Hadits dengan konteks di atas diriwayatkan oleh At-Tirmidzy dalam Jâmi’-nya 5/572 no. 3585 dan Al-Fâqihy dalam Akhbâr Makkah
5/24-25 dari jalan Muhammad bin Abi Humaid, dari ‘Amr bin Syu’aib, dari
ayah (‘Amr), dari kakek (‘Amr), Abdullah bin ‘Amr bin ‘Ash radhiyallâhu ‘anhâ, dari Nabi shallallâhu ‘alaihi wa sallam.
Hadits tersebut diriwayatkan pula oleh Imam Ahmad dalam Musnad-nya 2/201, Al-Baihaqy dalam Syu’abul Îmân 3/358, dan Al-Qazwainy dalam Ad-Tadwîn 2/168 dari jalan yang sama, tetapi dengan konteks,
كَانَ أَكْثَرُ دُعَاءِ رَسُولِ اللَّهِ صَلَّى اللهُ عَلَيْهِ وَ سَلَّمَ
يَوْمَ عَرَفَةَ لاَ إِلَهَ إِلاَّ اللَّهُ وَحْدَهُ لاَ شَرِيكَ لَهُ
لَهُ الْمَلَكُ وَلَهُ الْحَمْدُ بِيَدِهِ الْخَيْرُ وَهُوَ عَلَى كُلِّ
شَىْءٍ قَدِيرٌ
“Kebanyakan doa Rasulullah shallallâhu ‘alaihi wa sallam pada hari
‘Arafah adalah, ‘Tiada yang berhak diibadahi kecuali Allah semata, tiada
serikat bagi-Nya, untuk-Nyalah segala kekuasaan dan pujian, di tangan-Nyalah segala kebaikan, serta Dia Maha Mampu atas segala sesuatu.’.”
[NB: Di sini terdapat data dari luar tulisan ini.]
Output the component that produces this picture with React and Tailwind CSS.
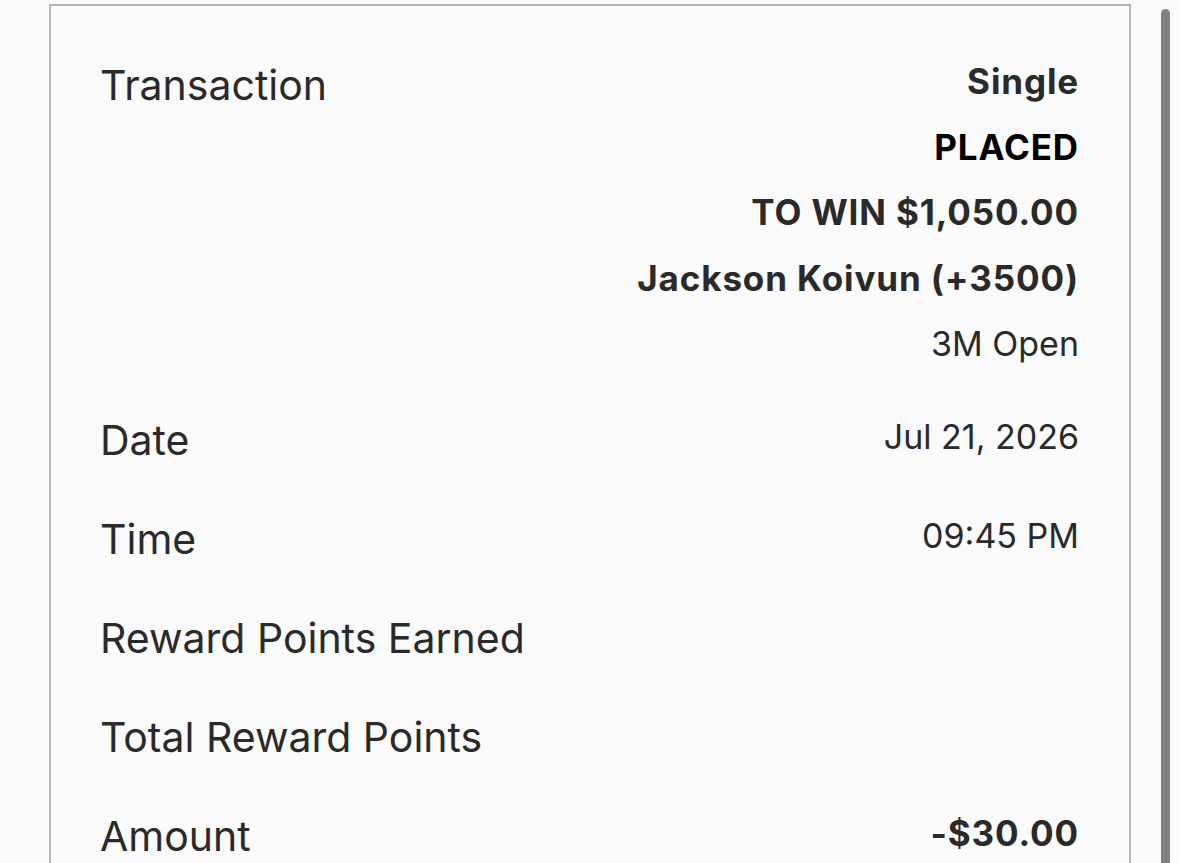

Hadits dengan jalan di atas adalah lemah, dilemahkan oleh Imam
At-Tirmidzy, Al-Hâfizh Ibnu Hajar, Asy-Syaukany, dan selainnya. Di dalam
sanadnya, terdapat seorang rawi yang bernama Muhammad bin Abi Humaid,
yang biasa juga disebut dengan laqabnya (gelarnya), yaitu Hammad bin Abi
Humaid. Beliau ini lemah menurut kesepakatan ahli hadits. Kendati
demikian, insya Allah, hadits dengan jalan ini bisa dikuatkan dengan
beberapa jalan lain. Walaupun tidak lepas dari kelemahan, kebanyakan
jalan lain tersebut bisa menerima dukungan dan menguatkan yang lain.
Uraian jalur-jalur periwatan tersebut sebagai berikut.
1. Diriwayatkan oleh Imam Malik dalam Al-Muwaththâ’ no. 500, 945,
Al-Fâqihy dalam Akhbâr Makkah 5/25, dan Al-Baihaqy dalam As-Sunan
Al-Kubrâ` 4/284, 5/117 dari jalan Ziyâd bin Abi Ziyâd, dari Thalhah bin
‘Ubaidullah bin Kariz bahwa Rasulullah shallallâhu ‘alaihi wa sallam
bersabda,
أَفْضَلُ الدُّعَاءِ دُعَاءُ يَوْمِ عَرَفَةَ ،
وَأَفْضَلُ مَا قُلْتُ أَنَا والنَّبِيُّونَ مِنْ قَبْلِيْ لاَ إِلَهَ
إِلاَّ اللَّهُ وَحْدَهُ لاَ شَرِيكَ لَهُ
“Doa yang paling afdhal adalah doa hari ‘Arafah, serta (ucapan) yang
paling afdhal yang saya dan para nabi sebelumku ucapkan adalah, ‘Tiada
yang berhak diibadahi kecuali Allah semata, tiada serikat bagi-Nya.’.”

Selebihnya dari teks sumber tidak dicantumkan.